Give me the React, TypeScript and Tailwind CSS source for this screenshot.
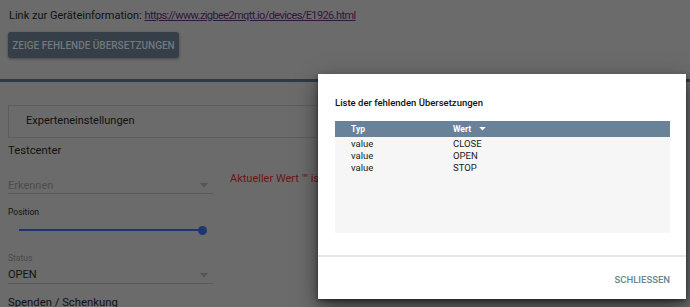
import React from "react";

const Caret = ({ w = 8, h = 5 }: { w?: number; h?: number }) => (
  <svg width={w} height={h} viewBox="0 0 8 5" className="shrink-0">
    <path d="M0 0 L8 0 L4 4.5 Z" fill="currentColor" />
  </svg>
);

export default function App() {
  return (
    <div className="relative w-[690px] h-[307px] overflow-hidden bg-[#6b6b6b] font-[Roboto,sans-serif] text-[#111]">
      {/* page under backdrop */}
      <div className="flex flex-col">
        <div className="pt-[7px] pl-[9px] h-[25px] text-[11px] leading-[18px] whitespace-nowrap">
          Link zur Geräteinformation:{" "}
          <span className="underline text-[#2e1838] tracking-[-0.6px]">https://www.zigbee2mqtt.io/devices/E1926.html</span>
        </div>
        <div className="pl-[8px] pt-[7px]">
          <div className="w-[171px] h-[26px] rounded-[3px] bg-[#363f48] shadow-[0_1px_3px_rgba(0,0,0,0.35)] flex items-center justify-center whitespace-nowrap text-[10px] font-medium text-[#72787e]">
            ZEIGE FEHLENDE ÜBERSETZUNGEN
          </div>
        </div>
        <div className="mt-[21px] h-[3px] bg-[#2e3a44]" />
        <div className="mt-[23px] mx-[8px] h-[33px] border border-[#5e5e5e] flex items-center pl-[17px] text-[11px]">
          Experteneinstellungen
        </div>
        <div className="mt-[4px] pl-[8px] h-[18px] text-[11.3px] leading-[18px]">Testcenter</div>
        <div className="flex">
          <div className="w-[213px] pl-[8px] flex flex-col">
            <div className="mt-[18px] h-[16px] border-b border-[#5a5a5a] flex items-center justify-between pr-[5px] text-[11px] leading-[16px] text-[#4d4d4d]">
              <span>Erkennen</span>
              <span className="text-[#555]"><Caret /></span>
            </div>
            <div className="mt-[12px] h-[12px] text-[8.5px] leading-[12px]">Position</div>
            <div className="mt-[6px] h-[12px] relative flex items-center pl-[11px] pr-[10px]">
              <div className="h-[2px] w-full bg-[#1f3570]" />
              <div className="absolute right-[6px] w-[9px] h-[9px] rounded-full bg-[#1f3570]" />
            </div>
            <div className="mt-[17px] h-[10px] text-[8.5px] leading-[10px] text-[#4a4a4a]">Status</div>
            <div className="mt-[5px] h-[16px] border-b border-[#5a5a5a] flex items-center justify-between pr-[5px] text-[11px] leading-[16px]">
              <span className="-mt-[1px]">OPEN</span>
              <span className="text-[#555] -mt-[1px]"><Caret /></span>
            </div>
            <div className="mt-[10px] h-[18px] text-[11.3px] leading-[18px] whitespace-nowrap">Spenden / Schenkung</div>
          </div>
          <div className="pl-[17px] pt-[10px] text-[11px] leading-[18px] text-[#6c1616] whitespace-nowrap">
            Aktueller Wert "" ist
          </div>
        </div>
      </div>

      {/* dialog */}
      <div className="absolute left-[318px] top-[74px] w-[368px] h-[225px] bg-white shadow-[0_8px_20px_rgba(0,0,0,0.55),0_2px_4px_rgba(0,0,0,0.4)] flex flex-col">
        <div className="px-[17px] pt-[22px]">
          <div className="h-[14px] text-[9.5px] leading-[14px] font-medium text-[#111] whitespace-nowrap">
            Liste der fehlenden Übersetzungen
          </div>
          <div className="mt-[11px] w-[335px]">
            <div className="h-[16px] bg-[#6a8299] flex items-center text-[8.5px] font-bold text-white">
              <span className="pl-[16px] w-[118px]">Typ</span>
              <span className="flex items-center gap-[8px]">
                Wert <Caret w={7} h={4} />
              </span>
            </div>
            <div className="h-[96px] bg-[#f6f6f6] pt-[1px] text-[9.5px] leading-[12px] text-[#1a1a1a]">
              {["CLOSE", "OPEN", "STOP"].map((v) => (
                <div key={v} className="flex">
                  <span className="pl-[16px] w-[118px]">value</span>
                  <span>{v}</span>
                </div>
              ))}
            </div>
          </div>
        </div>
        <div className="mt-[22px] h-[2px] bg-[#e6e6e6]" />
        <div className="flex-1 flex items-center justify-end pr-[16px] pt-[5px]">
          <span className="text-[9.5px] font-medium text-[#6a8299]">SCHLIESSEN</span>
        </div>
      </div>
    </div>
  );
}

* * *

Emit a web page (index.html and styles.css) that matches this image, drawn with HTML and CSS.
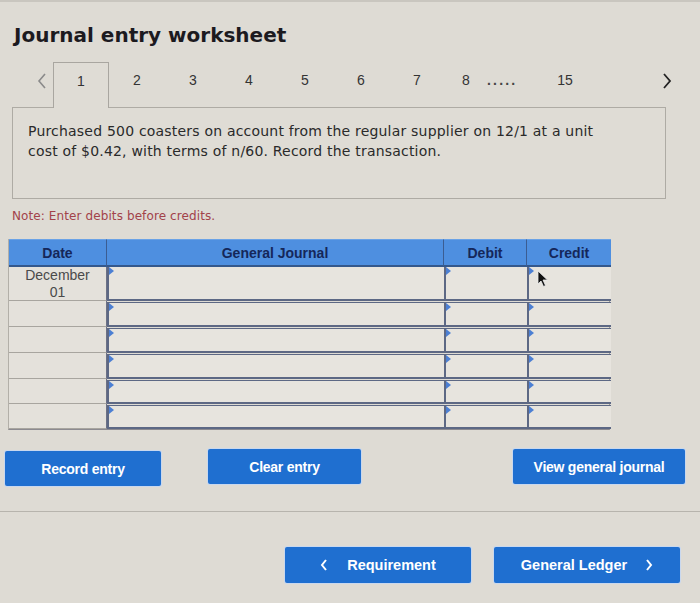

● **SHORT TASK**: From the records above, pull out every line containing the word "this".

● **THE OUTPUT**:
Give me the React, TypeScript and Tailwind CSS source for this screenshot.
Emit a web page (index.html and styles.css) that matches this image, drawn with HTML and CSS.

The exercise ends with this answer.